Imaginary Friend (2012 TV Movie)
3/10
One of Lifetime's Worst Films
9 October 2014
Warning: Spoilers
While the acting was generally okay and the soundtrack wasn't too bad, the plot itself was terrible. It's just another movie to make imaginary friends seem like a mental illness. Lots of adults have imaginary friends, hell, I have one, and it's movies like this one, Drop Dead Fred (1991), Hide & Seek (2005) and Magic (1978) that give imaginary friends a bad rep. This film follows the basic formula for these types of movies.

Emma has it all, she's an adult woman who lives a fancy high-class life as an artist but is on strict medication and is married to a kind of jerky psychiatrist. As a child she had an abusive father and created an imaginary friend, Brittany, to help her through dark times. Her loving headshrinker husband suggests medication but Emma loves Brittany and doesn't want to destroy her only friend with drugs. But is Brittany not so imaginary after all, or is there something more going on? Well, Emma is a typical Hollywood portrayal of mental illness in a person, frequently shown popping antidepressants/antipsychotics and having hallucinations that turn out to be a real person she is seeing, and her sleazy husband certainly isn't helping anything as he cheats and plots to have his wife sent off to a mental asylum forever.

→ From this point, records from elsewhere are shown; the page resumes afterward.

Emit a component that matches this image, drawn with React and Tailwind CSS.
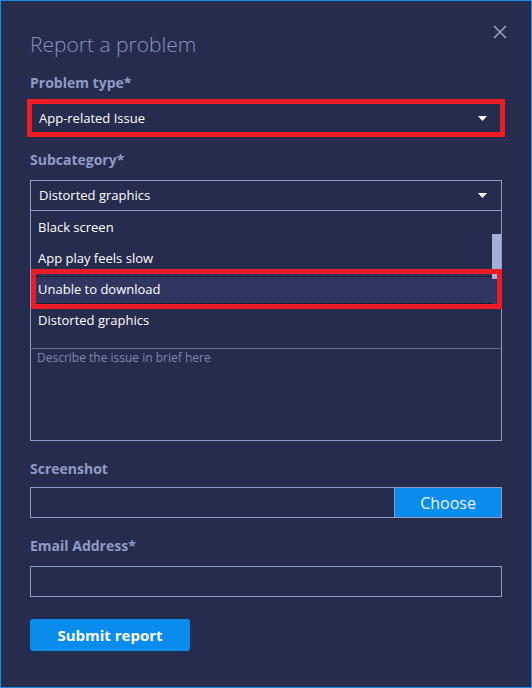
// Report a problem — feedback dialog
const items = ["Black screen", "App play feels slow", "Unable to download", "Distorted graphics"];

function Caret() {
  return (
    <svg width="9" height="5" viewBox="0 0 9 5" className="shrink-0">
      <path d="M0 0H9L4.5 5Z" fill="#ffffff" />
    </svg>
  );
}

function Label({ children, className = "" }) {
  return (
    <p className={`text-[14px] leading-[20px] font-bold text-[#8f9bc6] ${className}`}>{children}</p>
  );
}

export default function App() {
  return (
    <div className="w-[532px] h-[688px] border border-[#1a8ae6] bg-[#262c4d] px-[29px] font-['Open_Sans','Noto_Sans',sans-serif]">
      <div className="flex items-start justify-between">
        <h1 className="mt-[29px] text-[21px] leading-[28px] font-light text-[#8793c0]">Report a problem</h1>
        <button className="mt-[24px] -mr-[5px] w-[14px] h-[14px]">
          <svg width="14" height="14" viewBox="0 0 14 14">
            <path d="M1 1L13 13M13 1L1 13" stroke="#9da2b8" strokeWidth="1.6" />
          </svg>
        </button>
      </div>

      <Label className="mt-[15px]">Problem type*</Label>
      <div className="relative mt-[9px] h-[32px] border border-[#8f9cc8] flex items-center justify-between pl-[8px] pr-[14px]">
        <span className="pt-[2px] text-[13px] text-white">App-related Issue</span>
        <Caret />
        <div className="absolute -inset-[4px] border-[5px] border-[#ed1c24]" />
      </div>

      <Label className="mt-[16px]">Subcategory*</Label>
      <div className="mt-[10px] h-[31px] border border-[#8f9cc8] flex items-center justify-between pl-[8px] pr-[14px]">
        <span className="pt-[1px] text-[13px] text-white">Distorted graphics</span>
        <Caret />
      </div>
      <div className="relative h-[137px] border-x border-[#8f9cc8] pt-[1px]">
        {items.map((it, i) => (
          <div
            key={it}
            className={`relative h-[31px] flex items-center pl-[7px] pt-[1px] text-[13px] text-white ${i === 2 ? "bg-[#30365f]" : ""}`}
          >
            {it}
            {i === 2 && (
              <span className="absolute left-[5px] right-[10px] top-[2px] bottom-[1px] border-y border-dotted border-black" />
            )}
          </div>
        ))}
        <div className="absolute right-0 top-[23px] w-[9px] h-[45px] bg-[#a3afd9]" />
        <div className="absolute left-0 -right-[1px] top-[58px] h-[40px] border-[5px] border-[#ed1c24]" />
      </div>
      <div className="h-[93px] border border-[#8f9cc8] border-t-[#5f6990] pl-[6px] pt-[1px]">
        <p className="text-[12px] leading-[16px] text-[#7e88ad]">Describe the issue in brief here</p>
      </div>

      <Label className="mt-[18px]">Screenshot</Label>
      <div className="mt-[8px] h-[31px] border border-[#8f9cc8] flex">
        <div className="flex-1" />
        <button className="w-[107px] border-l border-[#8f9cc8] bg-[#0a8cec] pt-[1px] text-[16px] text-[#eef4ff]">Choose</button>
      </div>

      <Label className="mt-[18px]">Email Address*</Label>
      <div className="mt-[10px] h-[31px] border border-[#8f9cc8]" />

      <button className="mt-[22px] w-[160px] h-[32px] rounded-[3px] bg-[#0a8cec] pt-[1px] text-[15px] font-bold text-white">
        Submit report
      </button>
    </div>
  );
}
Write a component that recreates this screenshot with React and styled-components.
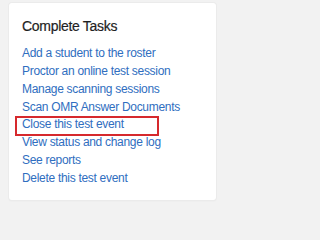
import React from "react";
import styled, { createGlobalStyle } from "styled-components";

const GlobalStyle = createGlobalStyle`
  html, body {
    margin: 0;
    padding: 0;
    background: #f2f2f2;
  }
  body {
    font-family: "Liberation Sans", Arial, sans-serif;
    letter-spacing: -0.3px;
  }
`;

const tasks = [
  { label: "Add a student to the roster" },
  { label: "Proctor an online test session" },
  { label: "Manage scanning sessions" },
  { label: "Scan OMR Answer Documents" },
  { label: "Close this test event", highlighted: true },
  { label: "View status and change log" },
  { label: "See reports" },
  { label: "Delete this test event" },
];

export default function App() {
  return (
    <>
      <GlobalStyle />
      <Page>
        <Card>
          <Title>Complete Tasks</Title>
          <TaskList>
            {tasks.map((task) => (
              <TaskItem key={task.label} $highlighted={task.highlighted}>
                <TaskLink href="#">{task.label}</TaskLink>
              </TaskItem>
            ))}
          </TaskList>
        </Card>
      </Page>
    </>
  );
}

const Page = styled.div`
  padding: 3px 7px 10px 9px;
  width: 223px;
  height: 210px;
  box-sizing: border-box;
`;

const Card = styled.section`
  box-sizing: border-box;
  width: 207px;
  height: 197px;
  background: #ffffff;
  border-radius: 3px;
  box-shadow: 0 0 0 1px #ebebeb, 0 1px 2px rgba(0, 0, 0, 0.06);
  padding: 15px 13px 0 13px;
`;

const Title = styled.h2`
  margin: 0 0 10px 0;
  font-size: 14px;
  line-height: 17px;
  font-weight: 400;
  color: #1f1f1f;
  -webkit-text-stroke: 0.2px #1f1f1f;
`;

const TaskList = styled.ul`
  list-style: none;
  margin: 0;
  padding: 0;
`;

const TaskItem = styled.li`
  position: relative;
  font-size: 12px;
  line-height: 17.86px;

  &::after {
    content: "";
    display: ${(p) => (p.$highlighted ? "block" : "none")};
    position: absolute;
    top: 0;
    left: -7px;
    width: 144px;
    height: 20px;
    box-sizing: border-box;
    border: 2px solid #d6292d;
    pointer-events: none;
  }
`;

const TaskLink = styled.a`
  color: #2f6ec0;
  text-decoration: none;
`;
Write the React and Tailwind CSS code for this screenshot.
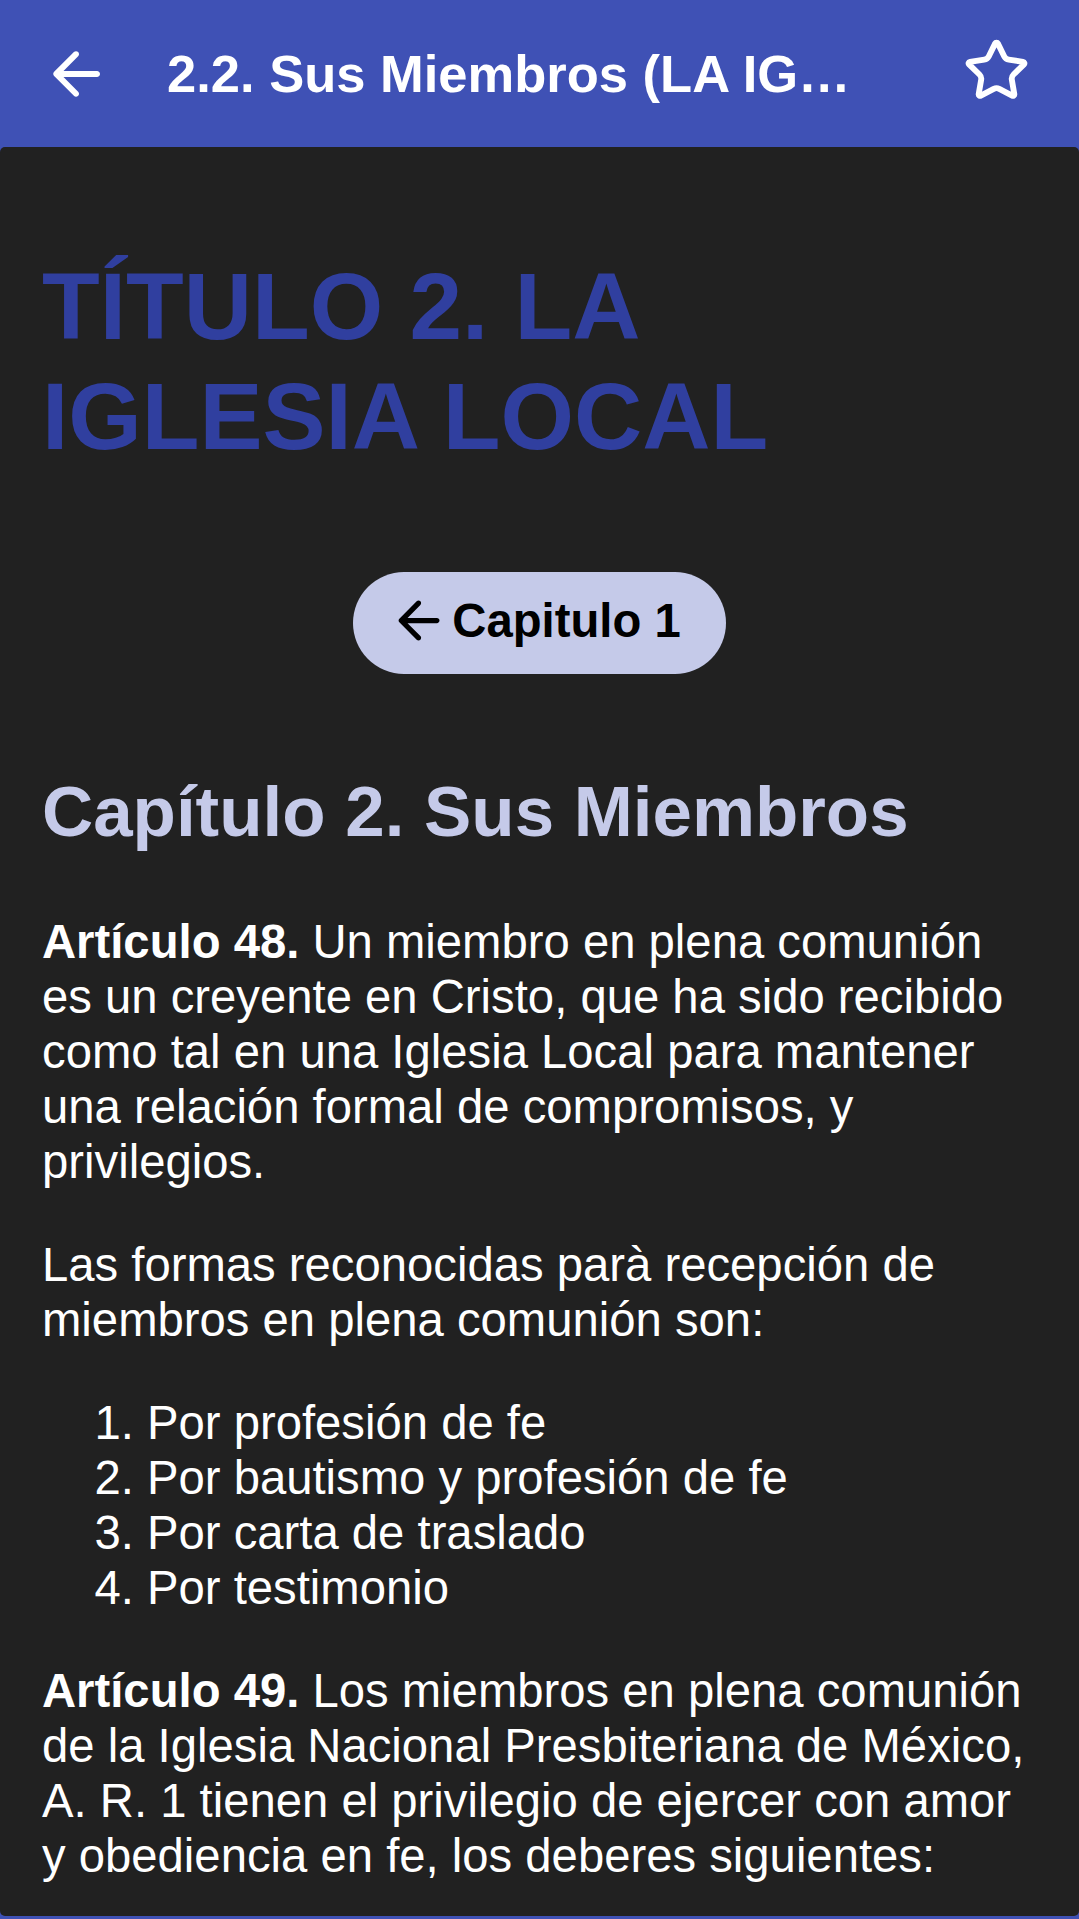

I wish film companies would consider their viewers more often though; I'm sure I'm not the only one who has gone through something traumatic and dealt with it differently than most. I created Syd my imaginary friend when I was in grade 5 and he's been around for years. When my psychiatrist found out I thought for sure he'd tell me to get rid of Syd or start popping pills, but he said that many fiction novelists end up with imaginary friends or keep them from childhood, and that as long as Syd isn't dangerous and doesn't pose any threat he's a great support mechanism so long as I can tell the difference between imagination and reality, which I can. I don't like how the film portrayed Emma as "instant nutcase" for having an imaginary friend, nor do I like how they portrayed the psychiatrist husband as a cheating, stuck-up know-it-all who automatically wants his own wife sent away, even though he was scheming with his mistress in the film.

This film is the perfect example of why Lifetime should stick to their true crime films and teen dramas. I don't recommend watching this at all, it's pretty pathetic.